University Art Museum, CSULB , Long Beach, CA, United States
17 Sep 2018 - 09 Dec 2018
The University Art Museum (UAM) at California State University, Long Beach (CSULB) presents a major artwork by artist lauren woods, to be unveiled on Sunday, September 16, 2018. With Monument, the artist transforms the museum into a monument that examines the cultural conditions under which African-Americans have lost their lives to police violence. Conceived to be a traveling, continually expanding artwork, the UAM installation serves as its inaugural venue. The work offers opportunities for valuable conversations and analyzes the complex relationship between the social construction of race, bias-based police violence, and systemic power.

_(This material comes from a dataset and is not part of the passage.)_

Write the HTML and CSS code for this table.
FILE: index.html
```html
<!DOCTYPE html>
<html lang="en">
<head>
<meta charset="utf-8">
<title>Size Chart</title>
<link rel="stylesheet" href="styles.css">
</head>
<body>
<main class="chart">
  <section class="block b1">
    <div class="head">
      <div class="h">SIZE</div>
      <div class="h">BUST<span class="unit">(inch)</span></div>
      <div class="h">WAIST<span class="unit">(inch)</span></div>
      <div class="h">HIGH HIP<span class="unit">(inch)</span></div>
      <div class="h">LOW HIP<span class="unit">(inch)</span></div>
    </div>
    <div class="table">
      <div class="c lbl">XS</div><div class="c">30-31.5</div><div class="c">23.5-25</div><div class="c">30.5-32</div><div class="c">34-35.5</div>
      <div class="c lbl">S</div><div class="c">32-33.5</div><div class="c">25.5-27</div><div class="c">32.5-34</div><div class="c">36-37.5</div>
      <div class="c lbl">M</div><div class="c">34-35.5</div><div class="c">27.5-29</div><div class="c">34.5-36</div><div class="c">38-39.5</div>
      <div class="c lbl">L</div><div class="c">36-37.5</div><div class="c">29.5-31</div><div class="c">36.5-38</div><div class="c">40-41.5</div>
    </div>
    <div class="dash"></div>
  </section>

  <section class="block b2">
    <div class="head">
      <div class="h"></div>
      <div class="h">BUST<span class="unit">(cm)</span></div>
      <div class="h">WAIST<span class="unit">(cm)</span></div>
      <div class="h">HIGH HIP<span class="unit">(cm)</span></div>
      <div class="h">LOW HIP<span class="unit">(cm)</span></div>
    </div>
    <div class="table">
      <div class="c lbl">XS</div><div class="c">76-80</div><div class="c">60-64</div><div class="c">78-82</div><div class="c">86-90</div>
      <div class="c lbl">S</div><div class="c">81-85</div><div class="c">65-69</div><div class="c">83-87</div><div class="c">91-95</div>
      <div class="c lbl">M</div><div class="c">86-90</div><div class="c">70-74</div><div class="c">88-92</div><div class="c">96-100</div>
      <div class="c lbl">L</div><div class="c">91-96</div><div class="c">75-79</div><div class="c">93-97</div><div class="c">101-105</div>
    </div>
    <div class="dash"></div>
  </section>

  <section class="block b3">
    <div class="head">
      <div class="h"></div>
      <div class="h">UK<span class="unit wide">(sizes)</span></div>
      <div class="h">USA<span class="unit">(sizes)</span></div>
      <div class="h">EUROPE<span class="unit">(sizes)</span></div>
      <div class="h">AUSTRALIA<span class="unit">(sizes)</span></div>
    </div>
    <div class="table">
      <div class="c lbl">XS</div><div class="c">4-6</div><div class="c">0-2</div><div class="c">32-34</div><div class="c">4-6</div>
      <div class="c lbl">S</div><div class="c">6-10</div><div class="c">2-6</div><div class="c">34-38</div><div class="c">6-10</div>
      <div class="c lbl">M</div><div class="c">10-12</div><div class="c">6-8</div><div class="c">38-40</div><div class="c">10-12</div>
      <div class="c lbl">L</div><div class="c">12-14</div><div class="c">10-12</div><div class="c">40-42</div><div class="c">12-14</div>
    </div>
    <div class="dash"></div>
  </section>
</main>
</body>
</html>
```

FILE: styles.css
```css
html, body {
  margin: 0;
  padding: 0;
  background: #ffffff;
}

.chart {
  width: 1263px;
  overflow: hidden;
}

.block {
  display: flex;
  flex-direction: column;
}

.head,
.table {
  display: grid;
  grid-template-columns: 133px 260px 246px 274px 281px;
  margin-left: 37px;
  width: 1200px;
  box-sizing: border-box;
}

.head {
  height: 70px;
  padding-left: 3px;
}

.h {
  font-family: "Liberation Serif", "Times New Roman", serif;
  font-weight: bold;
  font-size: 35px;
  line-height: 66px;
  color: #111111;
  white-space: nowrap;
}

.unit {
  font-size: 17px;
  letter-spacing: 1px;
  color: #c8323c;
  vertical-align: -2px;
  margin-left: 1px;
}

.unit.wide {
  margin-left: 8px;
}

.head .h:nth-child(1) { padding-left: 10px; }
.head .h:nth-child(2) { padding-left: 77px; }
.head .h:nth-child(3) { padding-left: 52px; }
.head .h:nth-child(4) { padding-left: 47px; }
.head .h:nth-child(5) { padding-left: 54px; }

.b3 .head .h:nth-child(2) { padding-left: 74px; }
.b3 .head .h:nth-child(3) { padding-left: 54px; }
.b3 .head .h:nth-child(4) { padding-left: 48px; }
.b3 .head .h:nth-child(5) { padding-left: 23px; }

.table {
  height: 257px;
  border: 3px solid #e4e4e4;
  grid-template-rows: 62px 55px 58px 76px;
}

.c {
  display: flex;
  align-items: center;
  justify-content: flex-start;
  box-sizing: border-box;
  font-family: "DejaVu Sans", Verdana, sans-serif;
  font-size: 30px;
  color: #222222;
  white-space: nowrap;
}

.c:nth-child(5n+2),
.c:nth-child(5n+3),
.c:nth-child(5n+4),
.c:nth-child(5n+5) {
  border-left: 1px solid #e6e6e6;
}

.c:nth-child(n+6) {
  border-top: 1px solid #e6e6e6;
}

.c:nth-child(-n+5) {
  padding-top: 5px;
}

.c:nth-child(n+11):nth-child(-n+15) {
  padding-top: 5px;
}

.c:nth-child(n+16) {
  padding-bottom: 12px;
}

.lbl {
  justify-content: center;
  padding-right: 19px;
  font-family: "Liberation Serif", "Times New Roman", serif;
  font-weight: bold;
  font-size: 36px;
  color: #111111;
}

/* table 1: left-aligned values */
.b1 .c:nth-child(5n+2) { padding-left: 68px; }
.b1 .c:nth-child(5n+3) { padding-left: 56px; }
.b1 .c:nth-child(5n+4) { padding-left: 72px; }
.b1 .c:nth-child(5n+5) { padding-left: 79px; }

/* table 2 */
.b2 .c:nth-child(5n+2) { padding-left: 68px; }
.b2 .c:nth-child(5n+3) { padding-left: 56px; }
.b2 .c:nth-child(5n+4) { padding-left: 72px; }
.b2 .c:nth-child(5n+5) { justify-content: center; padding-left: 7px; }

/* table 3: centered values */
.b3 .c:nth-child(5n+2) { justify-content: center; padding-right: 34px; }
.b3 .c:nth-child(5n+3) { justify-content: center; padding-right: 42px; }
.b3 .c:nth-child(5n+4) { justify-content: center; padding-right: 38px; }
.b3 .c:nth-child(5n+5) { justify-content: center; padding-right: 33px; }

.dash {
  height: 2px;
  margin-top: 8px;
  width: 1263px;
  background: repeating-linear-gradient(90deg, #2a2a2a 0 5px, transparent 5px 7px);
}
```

As case evidence has gained more exposure, public engagement with formal investigations of policing methods has reached new heights. The artist uses Freedom of Information Act requests to identify cultural narratives in legal documents. Woods clarifies her intent with Monument by saying:
“The law'” is a product of culture, and it produces culture. It does not live outside of the realm of culture because it is culture itself. And so, I offer this developing project, this monument, to serve as another tool for people to use to more deeply contemplate and engage language and the production of culture as it pertains to law enforcement, structural violence and oppression.
The artist’s breakdown serves as a launching point for visitor analysis and public discourse on the prejudicial symbols embedded in law and order.
The heart of Monument is an interactive sound installation made up of a grid of black and white turntables with pressed acetate records. Black turntables offer recordings of dialogue captured by civilian witnesses, and white turntables feature recordings derived from case testimonies and other legal documents. Visitors are invited to place a needle on the record and activate the sound sculpture.
Accompanying the monument are legal documents associated with the cases represented in the recordings. Included are testimonial dialogue, 911 call transcripts, and tracings of the use of historical precedent in modern case law. With case information fully contextualized and on view for comparative analysis, woods asserts that “law is culture,” or phrased in a different way, cultural narratives operate as law.
Monument is organized by UAM Director Kimberli Meyer.
About artist lauren woods
lauren woods is a conceptual artist based in Dallas, TX whose hybrid media projects—film, video and sound installations, public interventions, and site-specific work—engage history as a lens by which to view the socio-politics of the present. Challenging the tradition of documentary/ethnography as objective, she creates ethno-fictive documents that investigate invisible dynamics in society, remixing memory and imagining other possibilities. She also explores how traditional monument-making can be translated into new contemporary models of commemoration with new media.
About the UAM
The University Art Museum at California State University, Long Beach creates exhibitions and education programs that provide space for critical interpretation of contemporary and modern art and culture. It is the only Long Beach museum that is free to the public, and one of two American Alliance of Museums (AAM) accredited museums in the California State University system.